15.1 Independent Random Variables

The random variables \(X\) and \(Y\) are said to be independent if, for all a, b, \[P\{X\in A, Y \in B\} = P\{X\in A\}P \{Y\in B\}\] In other words, \(X\) and \(Y\) are independent if, for all \(a\) and \(b\), the events \(E_a = \{X ≤ a\}\) and \(F_b = \{Y ≤ b\}\) are independent.

In terms of the joint distribution function \(F(x,y)\), we have that \(X\) and \(Y\) are independent if \[F(x,y) = F_X(x)F_Y(y)\] When \(X\) and \(Y\) are discrete, the condition of independence reduces to \[p(x,y) = p_X(x)p_Y(y)\] while if \(X\) and \(Y\) are jointly continuous, independence reduces to \[f(x,y) = f_X(x)f_Y(y)\] Proposition: If \(X\) and \(Y\) are independent, then for any functions \(h\) and \(g\): \[\text E[g(X)\times h(Y)] = \text E[g(X)]\times \text E[h(Y)]\] ## Covariance The covariance of any two random variables \(X\) and \(Y\), denoted by \(\text{Cov}(X,Y)\), is \[\begin{align} \text{Cov}(X,Y) &= \text E[(X-\text E[X])(Y-\text E[Y])]\\ &=\text E[XY] - \text E[X]\text E[Y]\end{align}\] Note that if \(X\) and \(Y\) are independent, then it follows that \(\text{Cov}(X,Y) = 0\).

We also define the Pearson correlation coefficient \[\rho_{X,Y} = \frac{\text{Cov}(X,Y)}{\sigma_X \sigma_Y}\]

Properties: * \(|\text{Cov}(X, Y)| \le \sigma_X\sigma_Y\), hence \(\rho_{X,Y} \in [-1,1]\). * \(\text{Cov}(X,Y) = \text{Cov}(Y,X)\) * \(\text{Cov}(X,X) = \text{Var}(X)\) * \(\text{Cov}(cX,Y)=c\times \text{Cov}(X,Y)\) * \(\text{Cov}(\sum_i X_i, \sum_j Y_j) = \sum_i \sum_j \text{Cov}(X_i,Y_j)\)

Proposition: The variance of the sum of random variables is: \[\text{Var}\bigg(\sum_{i=1}^n X_i\bigg) = \sum_{i=1}^n \text{Var}(X_i) + 2 \sum_{i=1}^n\sum_{j < i} \text{Cov}(i,j)\]

If \(X_i\) are independent random variables, then the equation reduces to: \[\text{Var}\bigg(\sum_{i=1}^n X_i\bigg) = \sum_{i=1}^n \text{Var}(X_i)\] ## Order Statistics Let \(X_1 , . . . , X_n\) be independent and identically distributed continuous random variables with probability distribution \(F\) and density function \(F ' = f\). If we let \(X_{(i)}\) denote the i-th smallest of these random variables, then \(X_{(1)}, . . . , X_{(n)}\) are called the order statistics.

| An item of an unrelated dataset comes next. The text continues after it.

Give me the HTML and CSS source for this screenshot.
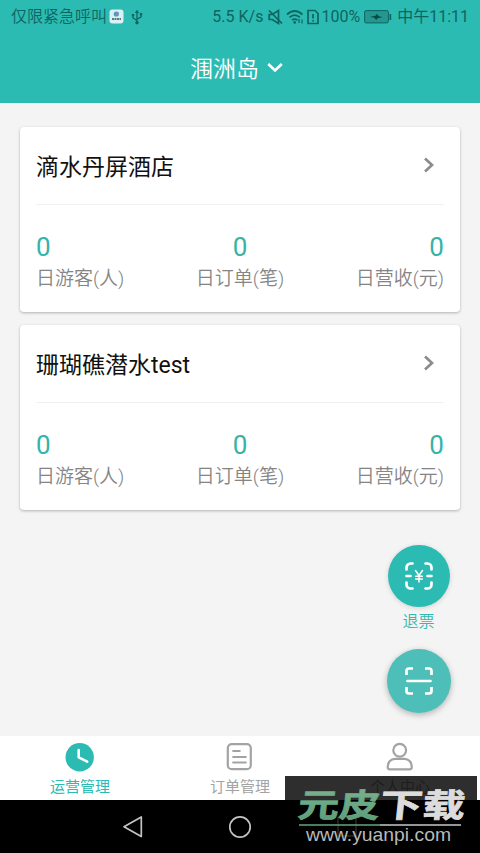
FILE: index.html
```html
<!DOCTYPE html>
<html lang="zh-CN">
<head>
<meta charset="utf-8">
<meta name="viewport" content="width=device-width, initial-scale=1">
<title>运营管理</title>
<link rel="stylesheet" href="styles.css">
</head>
<body>
<div class="phone">
  <header class="header">
    <div class="status">
      <span class="carrier">仅限紧急呼叫</span>
      <svg class="app-icon" width="15" height="15" viewBox="0 0 15 15"><rect x=".5" y=".5" width="14" height="14" rx="3" fill="#d9f1f3"/><circle cx="7.3" cy="5" r="2.6" fill="#4b9dc4"/><circle cx="8.5" cy="4.4" r="1.3" fill="#a77fb5"/><path d="M3 10h9" stroke="#35535c" stroke-width="1.4" stroke-dasharray="2 .5"/></svg>
      <svg class="usb" width="12" height="16" viewBox="0 0 12 16" fill="none" stroke="#0e6560" stroke-width="1.3"><path d="M6 3v11M6 11.5 2 9V6M6 10l4-2V5"/><path d="M3.8 4 6 .8 8.2 4z" fill="#0e6560" stroke="none"/><circle cx="6" cy="13.7" r="1.7" fill="#0e6560" stroke="none"/><path d="M.8 5h2.4v2.2H.8zM8.8 4h2.4v2.2H8.8z" fill="#0e6560" stroke="none"/></svg>
      <span class="speed">5.5 K/s</span>
      <svg class="mute" width="15" height="16" viewBox="0 0 15 16" fill="none" stroke="#0e6560" stroke-width="1.7"><path d="M1.200 5.500h3L10.500 1.500v13L4.200 10.500h-3z"/><path d="M1 1.500l13 13"/></svg>
      <svg class="wifi" width="18" height="16" viewBox="0 0 18 16" fill="none" stroke="#0e6560" stroke-width="1.700"><path d="M1 5.500q7.700-7 15.400 0M3.500 8.400q5.200-4.700 10.400 0M6 11.200q2.700-2.300 5.400 0"/><circle cx="8.700" cy="13.400" r="1.300" fill="#0e6560" stroke="none"/><path d="M13 10v4M16 10.500v4" stroke-width="1.200"/></svg>
      <svg class="sim" width="12" height="16" viewBox="0 0 12 16" fill="none" stroke="#0e6560" stroke-width="1.700"><path d="M1 1.500h7l3 3v10H1zM6 5v4.500M6 11v1.600"/></svg>
      <span class="percent">100%</span>
      <svg class="battery" width="28" height="14" viewBox="0 0 28 14"><rect x=".6" y=".6" width="23.800" height="12.300" rx="1.500" fill="#249790" stroke="#0e6560"/><path d="M25.500 4h1.700v6h-1.700z" fill="#0e6560"/><path d="m6 7 6-1.500.7-1.700 2 2.500L18.500 7l-5.500 1.400-.8 1.900-1.700-2.600z" fill="#064943"/></svg>
      <span class="time">中午11:11</span>
    </div>
    <div class="location">
      <h1 class="location-name">涠洲岛</h1>
      <svg width="16" height="10" viewBox="0 0 16 10" fill="none" stroke="#fff" stroke-width="2.600"><path d="m1.200 1 6.800 6.500L14.800 1"/></svg>
    </div>
  </header>

  <main class="content">
    <section class="card">
      <div class="card-head">
        <h2 class="card-title">滴水丹屏酒店</h2>
        <svg class="chevron" width="12" height="16" viewBox="0 0 12 16"><path d="m2 1.500 7 6.500-7 6.500"/></svg>
      </div>
      <div class="stats">
        <div class="stat"><span class="value">0</span><span class="label">日游客(人)</span></div>
        <div class="stat stat-mid"><span class="value">0</span><span class="label">日订单(笔)</span></div>
        <div class="stat stat-end"><span class="value">0</span><span class="label">日营收(元)</span></div>
      </div>
    </section>
    <section class="card">
      <div class="card-head">
        <h2 class="card-title">珊瑚礁潜水test</h2>
        <svg class="chevron" width="12" height="16" viewBox="0 0 12 16"><path d="m2 1.500 7 6.500-7 6.500"/></svg>
      </div>
      <div class="stats">
        <div class="stat"><span class="value">0</span><span class="label">日游客(人)</span></div>
        <div class="stat stat-mid"><span class="value">0</span><span class="label">日订单(笔)</span></div>
        <div class="stat stat-end"><span class="value">0</span><span class="label">日营收(元)</span></div>
      </div>
    </section>
    <div class="actions">
      <div class="fab">
        <svg width="30" height="30" viewBox="0 0 30 30" fill="none" stroke="#fff" stroke-width="2.700" stroke-linecap="round"><path d="M2.500 8.500V6.500a4 4 0 0 1 4-4h2M21.500 2.500h2a4 4 0 0 1 4 4v2M27.500 21.500v2a4 4 0 0 1-4 4h-2M8.500 27.500h-2a4 4 0 0 1-4-4v-2M2.500 15h4M23.500 15h4"/><path d="m11.500 9.500 3.500 5 3.500-5M15 14.500v6.500M11.700 15.200h6.600M11.700 18h6.600" stroke-width="1.500"/></svg>
      </div>
      <span class="fab-label">退票</span>
      <div class="fab fab-scan">
        <svg width="30" height="30" viewBox="0 0 30 30" fill="none" stroke="#fff" stroke-width="2.700"><path d="M2.500 9V5a2.500 2.500 0 0 1 2.500-2.500h4M21 2.500h4a2.500 2.500 0 0 1 2.500 2.500v4M27.500 21v4a2.500 2.500 0 0 1-2.500 2.500h-4M9 27.500H5a2.500 2.500 0 0 1-2.500-2.500v-4"/><path d="M3.500 15h23" stroke-linecap="round"/></svg>
      </div>
    </div>
  </main>

  <nav class="tabs">
    <div class="tab tab-active">
      <svg width="30" height="30" viewBox="0 0 30 30"><circle cx="14.700" cy="15.300" r="14.200" fill="#2cbbb3"/><path d="M13.700 8v7.300l8.500 4.300" fill="none" stroke="#fff" stroke-width="2.600" stroke-linecap="round" stroke-linejoin="round"/></svg>
      <span>运营管理</span>
    </div>
    <div class="tab">
      <svg width="30" height="30" viewBox="0 0 30 30" fill="none" stroke="#a3a3a3" stroke-width="2.200" stroke-linecap="round"><rect x="2.800" y="2.200" width="23" height="25" rx="4"/><path d="M8.200 9h6.500M8.200 15h12.500M8.200 20.500h12.500"/></svg>
      <span>订单管理</span>
    </div>
    <div class="tab">
      <svg width="30" height="30" viewBox="0 0 30 30" fill="none" stroke="#a3a3a3" stroke-width="2.200"><circle cx="14.700" cy="8.200" r="6.400"/><path d="M10 16.800h9.500c4.500 0 7.300 4 7.300 8.200 0 1.700-.8 2.300-2.300 2.300H4.800c-1.500 0-2.100-.6-2.100-2.300 0-4.300 2.900-8.200 7.300-8.200z"/></svg>
      <span>个人中心</span>
    </div>
  </nav>

  <footer class="sysbar">
    <svg width="22" height="24" viewBox="0 0 22 24" fill="none" stroke="#c4c4c4" stroke-width="1.700" stroke-linejoin="round"><path d="M19.300 2v19.500L2 11.700z"/></svg>
    <svg width="24" height="24" viewBox="0 0 24 24" fill="none" stroke="#c4c4c4" stroke-width="1.700"><circle cx="12" cy="12" r="10.200"/></svg>
    <svg width="22" height="24" viewBox="0 0 22 24" fill="none" stroke="#c4c4c4" stroke-width="1.700"><rect x="2" y="3" width="18" height="18"/></svg>
  </footer>

  <div class="watermark">
    <svg width="192" height="77" viewBox="0 0 192 77">
      <defs><linearGradient id="leaf" x1="0" y1="0" x2="0" y2="1"><stop offset="0" stop-color="#82b796"/><stop offset="1" stop-color="#579b75"/></linearGradient></defs>
      <g class="wm-name" transform="translate(14 40.500) skewX(-6) scale(1 .93)">
        <text x="-2" y="0" textLength="82" lengthAdjust="spacingAndGlyphs" fill="url(#leaf)" stroke="#6aa684">元皮</text>
        <text x="80" y="0" textLength="85" lengthAdjust="spacingAndGlyphs" fill="#dcdcdc" stroke="#dcdcdc">下载</text>
      </g>
      <path d="M14 49h81" stroke="#62a77e" stroke-width="1.500"/><path d="M95 49h81" stroke="#c8c8c8" stroke-width="1.500"/>
      <text class="wm-url" x="21" y="65" textLength="145" lengthAdjust="spacingAndGlyphs">www.yuanpi.com</text>
    </svg>
  </div>
</div>
</body>
</html>
```
FILE: styles.css
```css
* { box-sizing: border-box; }

body {
  margin: 0;
  font-family: Roboto, "Noto Sans CJK SC", sans-serif;
  background: #f4f4f4;
}

h1, h2 { margin: 0; font-weight: 400; }
svg { display: block; flex: none; }

.phone {
  position: relative;
  display: flex;
  flex-direction: column;
  width: 480px;
  height: 853px;
  overflow: hidden;
}

.header {
  height: 103px;
  flex: none;
  background: #2cbbb3;
}

.status {
  display: flex;
  align-items: center;
  height: 33px;
  padding: 0 11px;
  font-size: 16px;
  line-height: 20px;
  color: #0e6560;
  white-space: nowrap;
}

.carrier { font-weight: 350; }
.app-icon { margin-left: 2px; }
.usb { margin-left: 7px; }
.speed { margin-left: auto; }
.mute { margin-left: 5px; }
.wifi { margin-left: 3px; }
.sim { margin-left: 3px; }
.percent { margin-left: 2px; }
.battery { margin-left: 4px; }
.time { margin-left: 5px; }

.location {
  display: flex;
  align-items: center;
  justify-content: center;
  gap: 8px;
  height: 70px;
  padding-right: 7px;
  color: #fff;
}

.location-name {
  padding-top: 3px;
  font-size: 23px;
  font-weight: 350;
  line-height: 30px;
}

.content {
  display: flex;
  flex-direction: column;
  gap: 13px;
  height: 633px;
  padding: 24px 20px 0;
}

.card {
  height: 185px;
  flex: none;
  padding: 0 16px;
  background: #fff;
  border-radius: 4px;
  box-shadow: 0 1px 3px rgba(0, 0, 0, 0.28);
}

.card-head {
  display: flex;
  align-items: center;
  justify-content: space-between;
  height: 78px;
  padding: 0 9px 2px 0;
  border-bottom: 1px solid #f0f0f0;
}

.card-title {
  padding-top: 6px;
  font-size: 23px;
  line-height: 30px;
  color: #111;
}

.chevron {
  fill: none;
  stroke: #8c8c8c;
  stroke-width: 2.7;
}

.stats {
  display: flex;
  justify-content: space-between;
  padding-top: 26px;
}

.stat { display: flex; flex-direction: column; }
.stat-mid { align-items: center; }
.stat-end { align-items: flex-end; }
.value { font-size: 26px; line-height: 32px; color: #35b3a8; }

.label {
  padding-top: 1px;
  font-size: 19px;
  font-weight: 350;
  line-height: 30px;
  color: #858585;
}

.actions {
  display: flex;
  flex-direction: column;
  align-items: center;
  align-self: flex-end;
  width: 64px;
  margin: 22px 9.5px 0 0;
}

.fab {
  display: flex;
  align-items: center;
  justify-content: center;
  width: 62px;
  height: 62px;
  border-radius: 50%;
  background: #2cbbb3;
  box-shadow: 0 1px 5px rgba(0, 0, 0, 0.15);
}

.fab-label {
  margin: 3px 0 15px;
  font-size: 16px;
  font-weight: 350;
  line-height: 24px;
  color: #35b8b0;
}

.fab-scan {
  width: 64px;
  height: 64px;
  background: #4dbfb8;
  box-shadow: 0 2px 6px rgba(0, 0, 0, 0.28);
}

.tabs {
  display: flex;
  height: 64px;
  flex: none;
  background: #fff;
}

.tab {
  display: flex;
  flex: 1;
  flex-direction: column;
  align-items: center;
  padding-top: 6px;
  font-size: 15px;
  line-height: 22px;
  color: #a3a3a3;
}

.tab span { margin-top: 4px; }
.tab-active { color: #2cbbb3; }

.sysbar {
  display: flex;
  align-items: center;
  justify-content: center;
  gap: 84px;
  flex: 1;
  background: #000;
}

.watermark {
  position: absolute;
  left: 285px;
  top: 776px;
  width: 192px;
  height: 77px;
  background: rgba(0, 0, 0, 0.82);
}

.wm-name {
  font-family: "Noto Sans CJK SC", sans-serif;
  font-size: 35px;
  font-weight: 700;
  stroke-width: 0.8px;
}

.wm-url {
  font-family: "Liberation Sans", sans-serif;
  font-size: 19px;
  fill: #b9b9b9;
}
```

To obtain the distribution of \(X_{(i)}\), note that \(X_{(i)}\) will be less than or equal to \(x\) if and only if at least \(i\) of the \(n\) random variables \(X_1,..., X_n\) are less than or equal to \(x\). Hence \[P\{X_{(i)} \le x\} = \sum_{k=i}^n {n\choose k} (F(x))^k (S(x))^{n-k}\]Differentiation yields that the density function of \(X_{(i)}\) is as follows: \[f_{X_{(i)}}(x) = \frac{n!}{(n-i)!(i-1)!}f(x)(F(x))^{i-1}(S(x))^{n-i}\]

The probability density that every member of a specified set of \(i−1\) of the \(X_j\) is less than \(x\),every member of another specified set of \(n−i\) is greater than \(x\), and the remaining value is equal to \(x\) is \((F(x))^{i−1}(1 − F(x))^{n−i} f(x)\).

Therefore, since there are \(n!/[(i − 1)!(n − i)!]\) different partitions of the n random variables into the three groups, we obtain the preceding density function.

Proposition: For independent and identically distributed random variables, * \(S_{X_{(1)}}(x) = [S(x)]^n\) * \(F_{X_{(n)}}(x) = [F(x)]^n\)